─── Information provided ───
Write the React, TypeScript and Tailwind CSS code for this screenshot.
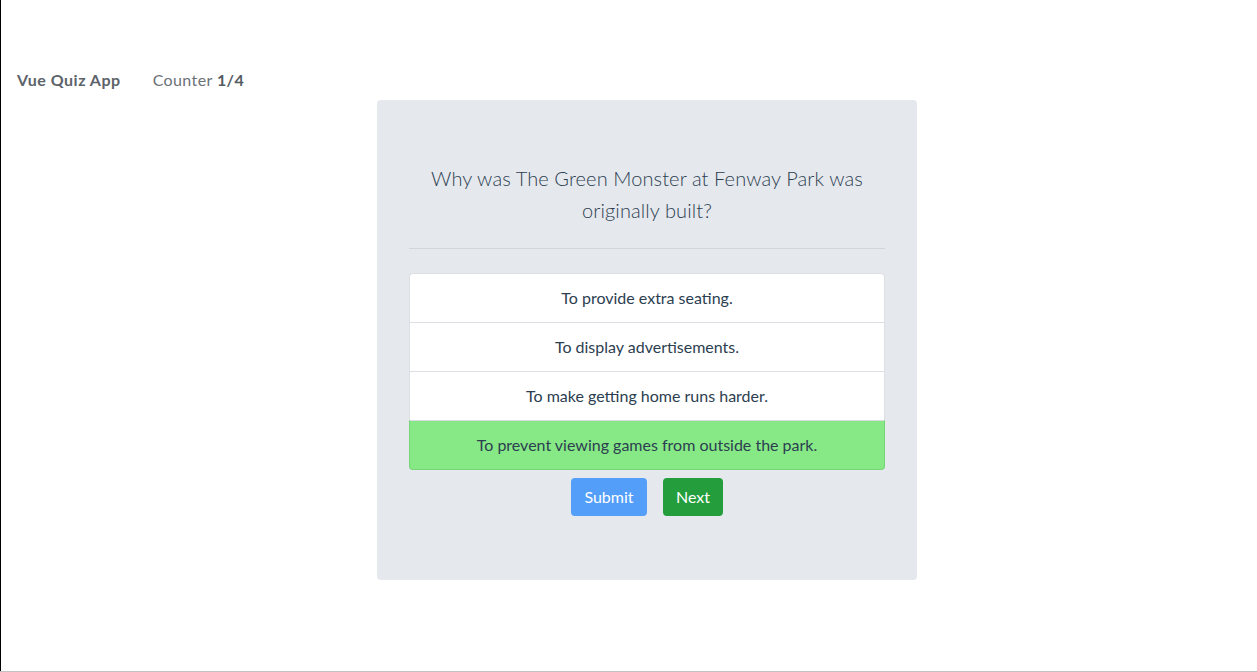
import React from "react";

const answers = [
  "To provide extra seating.",
  "To display advertisements.",
  "To make getting home runs harder.",
  "To prevent viewing games from outside the park.",
];

export default function App() {
  return (
    <div className="w-[1257px] h-[672px] bg-white overflow-hidden flex flex-col" style={{ fontFamily: "Lato, 'Noto Sans', sans-serif" }}>
      <div className="flex-1 border-l border-black flex flex-col">
        <nav className="mt-[68px] h-[24px] flex items-center pl-[16px] text-[16px]">
          <span className="font-bold text-[#5d636a] tracking-[0.5px]">Vue Quiz App</span>
          <span className="ml-[32px] text-[#6b7177] tracking-[0.4px]">
            Counter <span className="font-bold text-[#555b62]">1/4</span>
          </span>
        </nav>
        <div className="mt-[8px] ml-[376px] w-[540px] bg-[#e5e8ed] rounded-[4px] px-[32px] pt-[62px] pb-[64px] text-[#2c3e50]">
          <h2 className="text-[20px] leading-[32px] font-light text-center px-[14px] text-[#2c3e50] tracking-[0.1px]">
            Why was The Green Monster at Fenway Park was originally built?
          </h2>
          <hr className="mt-[22px] mb-[24px] border-0 border-t border-[#d2d5da]" />
          <div className="flex flex-col">
            <div className="h-[49px] flex items-center justify-center text-[16px] bg-white border border-b-0 border-[#dcdfe3] rounded-t-[4px] px-[20px]">
              {answers[0]}
            </div>
            <div className="h-[49px] flex items-center justify-center text-[16px] bg-white border border-b-0 border-[#dcdfe3] px-[20px]">
              {answers[1]}
            </div>
            <div className="h-[49px] flex items-center justify-center text-[16px] bg-white border border-b-0 border-[#dcdfe3] px-[20px]">
              {answers[2]}
            </div>
            <div className="h-[50px] flex items-center justify-center text-[16px] bg-[#86e986] border border-t-[#d8dcdf] border-[#76d477] rounded-b-[4px] px-[20px]">
              {answers[3]}
            </div>
          </div>
          <div className="mt-[8px] flex justify-center gap-[16px]">
            <button className="h-[38px] w-[76px] rounded-[4px] bg-[#529ef9] text-white text-[16px]">Submit</button>
            <button className="h-[38px] w-[60px] rounded-[4px] bg-[#249e3d] text-white text-[16px]">Next</button>
          </div>
        </div>
      </div>
      <div className="h-px bg-[#c2c2c2]" />
    </div>
  );
}
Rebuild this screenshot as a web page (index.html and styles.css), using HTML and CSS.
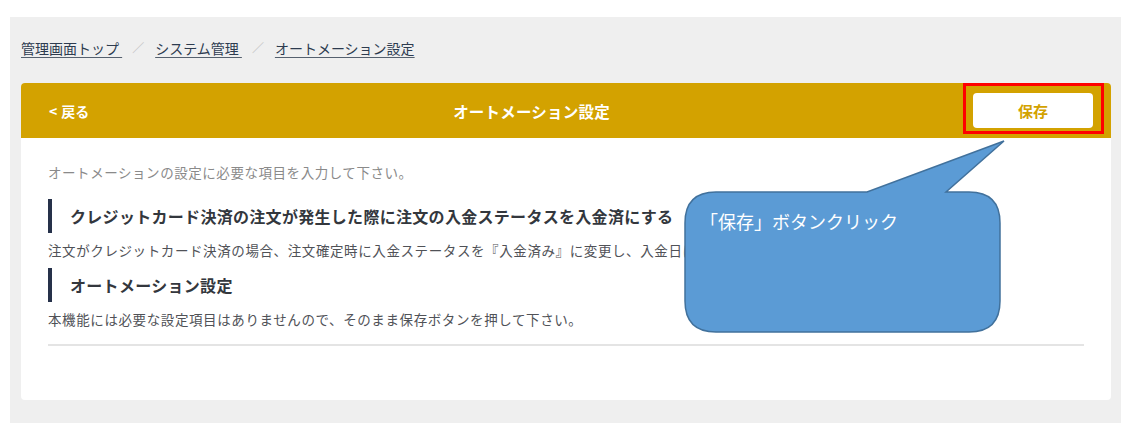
───
Return the material word for word. Pictures are not part of the copy.

Write the React, TypeScript and Tailwind CSS code for this screenshot.
import React from "react";

const answers = [
  "To provide extra seating.",
  "To display advertisements.",
  "To make getting home runs harder.",
  "To prevent viewing games from outside the park.",
];

export default function App() {
  return (
    <div className="w-[1257px] h-[672px] bg-white overflow-hidden flex flex-col" style={{ fontFamily: "Lato, 'Noto Sans', sans-serif" }}>
      <div className="flex-1 border-l border-black flex flex-col">
        <nav className="mt-[68px] h-[24px] flex items-center pl-[16px] text-[16px]">
          <span className="font-bold text-[#5d636a] tracking-[0.5px]">Vue Quiz App</span>
          <span className="ml-[32px] text-[#6b7177] tracking-[0.4px]">
            Counter <span className="font-bold text-[#555b62]">1/4</span>
          </span>
        </nav>
        <div className="mt-[8px] ml-[376px] w-[540px] bg-[#e5e8ed] rounded-[4px] px-[32px] pt-[62px] pb-[64px] text-[#2c3e50]">
          <h2 className="text-[20px] leading-[32px] font-light text-center px-[14px] text-[#2c3e50] tracking-[0.1px]">
            Why was The Green Monster at Fenway Park was originally built?
          </h2>
          <hr className="mt-[22px] mb-[24px] border-0 border-t border-[#d2d5da]" />
          <div className="flex flex-col">
            <div className="h-[49px] flex items-center justify-center text-[16px] bg-white border border-b-0 border-[#dcdfe3] rounded-t-[4px] px-[20px]">
              {answers[0]}
            </div>
            <div className="h-[49px] flex items-center justify-center text-[16px] bg-white border border-b-0 border-[#dcdfe3] px-[20px]">
              {answers[1]}
            </div>
            <div className="h-[49px] flex items-center justify-center text-[16px] bg-white border border-b-0 border-[#dcdfe3] px-[20px]">
              {answers[2]}
            </div>
            <div className="h-[50px] flex items-center justify-center text-[16px] bg-[#86e986] border border-t-[#d8dcdf] border-[#76d477] rounded-b-[4px] px-[20px]">
              {answers[3]}
            </div>
          </div>
          <div className="mt-[8px] flex justify-center gap-[16px]">
            <button className="h-[38px] w-[76px] rounded-[4px] bg-[#529ef9] text-white text-[16px]">Submit</button>
            <button className="h-[38px] w-[60px] rounded-[4px] bg-[#249e3d] text-white text-[16px]">Next</button>
          </div>
        </div>
      </div>
      <div className="h-px bg-[#c2c2c2]" />
    </div>
  );
}
Rebuild this screenshot as a web page (index.html and styles.css), using HTML and CSS.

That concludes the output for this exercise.